Obviously, the people whose job it is to be in favor of licensing are in favor of it, and I am kind of on the fence, but what do you all think? Would you be mad if your favorite band became a passive spokesperson for Apple, Dodge, or Wal-Mart? I mean, Apple is cooler than Wal-mart, but it is still a company benefiting from capitalist ideals, right? How cool does a company’s products have to be for it to be ok for your favorite band to be associated with it? Or is it more absolute? Such as all companies or no companies are fair game? What about political campaigns? I’m very interested to know what you think, so leave a comment and we can extend this discussion into next week’s column.

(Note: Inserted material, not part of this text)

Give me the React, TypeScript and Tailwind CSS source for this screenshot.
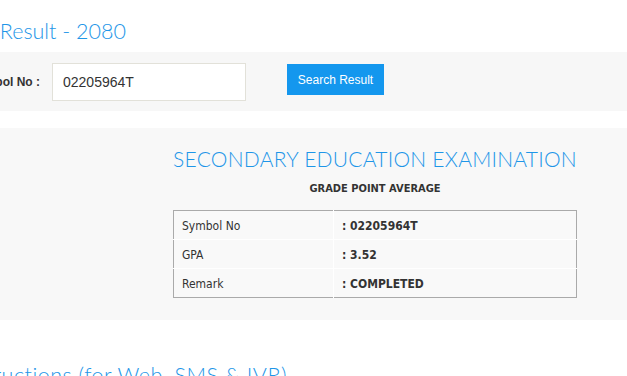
import React from 'react';

const rows = [
  { label: 'Symbol No', value: ': 02205964T' },
  { label: 'GPA', value: ': 3.52' },
  { label: 'Remark', value: ': COMPLETED' },
];

export default function App() {
  return (
    <div className="w-[627px] h-[376px] overflow-hidden bg-white font-['Liberation_Sans',Arial,sans-serif]">
      {/* Page title (scrolled off to the left) */}
      <div className="h-[52px] pt-[16px]">
        <div className="w-[126px] flex justify-end overflow-hidden whitespace-nowrap">
          <h1 className="font-['Lato',sans-serif] font-light text-[21.5px] leading-[30px] text-[#1e96e8]">SEE Result - 2080</h1>
        </div>
      </div>

      {/* Search bar */}
      <div className="h-[59px] bg-[#f7f7f7] flex items-start pt-[11px]">
        <div className="w-[40px] h-[38px] flex items-center justify-end overflow-hidden whitespace-nowrap">
          <span className="text-[12px] font-bold text-[#333]">Symbol No :</span>
        </div>
        <input
          readOnly
          value="02205964T"
          className="ml-[12px] w-[194px] h-[38px] border border-[#e2e1d9] bg-white px-[10px] text-[14px] text-[#333] outline-none"
        />
        <button className="ml-[41px] mt-[1px] w-[97px] h-[31px] bg-[#1497ee] text-white text-[12px]">Search Result</button>
      </div>

      <div className="h-[17px]" />

      {/* Result panel */}
      <div className="h-[192px] bg-[#f8f8f8] pl-[173px] pt-[19px]">
        <div className="w-[404px] flex flex-col items-center">
          <h2 className="font-['Lato',sans-serif] font-light text-[21px] leading-[24px] tracking-[0.25px] text-[#1e96e8] whitespace-nowrap">
            SECONDARY EDUCATION EXAMINATION
          </h2>
          <p className="mt-[10px] font-['DejaVu_Sans_Condensed','DejaVu_Sans',sans-serif] font-bold text-[11px] text-[#333]">GRADE POINT AVERAGE</p>
        </div>
        <table className="mt-[12px] w-[404px] border border-[#aaa] border-collapse font-['DejaVu_Sans_Condensed','DejaVu_Sans',sans-serif] text-[12px] text-[#333]">
          <tbody>
            {rows.map((r, i) => (
              <tr key={r.label} className={i > 0 ? 'border-t border-white' : ''}>
                <td className="w-[160px] h-[29px] px-[8px] pt-[2px] bg-[#f9f9f9] border-r border-white">{r.label}</td>
                <td className="h-[29px] px-[8px] pt-[2px] bg-[#f9f9f9] font-bold">{r.value}</td>
              </tr>
            ))}
          </tbody>
        </table>
      </div>

      {/* Next section heading */}
      <div className="pt-[40px]">
        <div className="w-[287px] flex justify-end overflow-hidden whitespace-nowrap">
          <h2 className="font-['Lato',sans-serif] font-light text-[21.5px] leading-[30px] tracking-[0.5px] text-[#1e96e8]">Instructions (for Web, SMS &amp; IVR)</h2>
        </div>
      </div>
    </div>
  );
}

Also, some interesting info I learned at the panel:
• A way for TV shows to save money on licensing is to include a song on its broadcast but cut it from the DVD.
• The CSS song “Music is My Hot Hot Sex” that appears in an iPod commercial came from a fan that made the commercial and posted it online where an Apple marketer saw it and co-opted it. The fan made no money on the deal.
• VP of Music Creative Services at NBC Universal Television Alicen Schneider often uses the line, “This song will make you cool because no one has heard it before,” when pitching a song to a producer.
• The one time use of Arcade Fire during the Super Bowl was perfectly legal and actually expected given that there are apparently Arcade Fire fans working at Fox.
• The broadcast of the summer Olympics in Beijing will use similar loopholes to legally use tons of indie rock songs for montages, backgrounds and the like, so watch out for interesting juxtapositions. I predict Vampire Weekend, The Whigs and Yeasayer will bear most of the burden.
• There is around 200 people responsible for 90% of the music supervisor jobs in television and film with 5-6 main players in each of the disciplines.
• Even though the Heroes OST is plagued with indie rock hits, Rogue Wave was left off despite Sub Pop and the show’s music supervisor being in favor of it. (read: higher-ups still hold grudges, people)
• The one show that all bands say yes to: Weeds.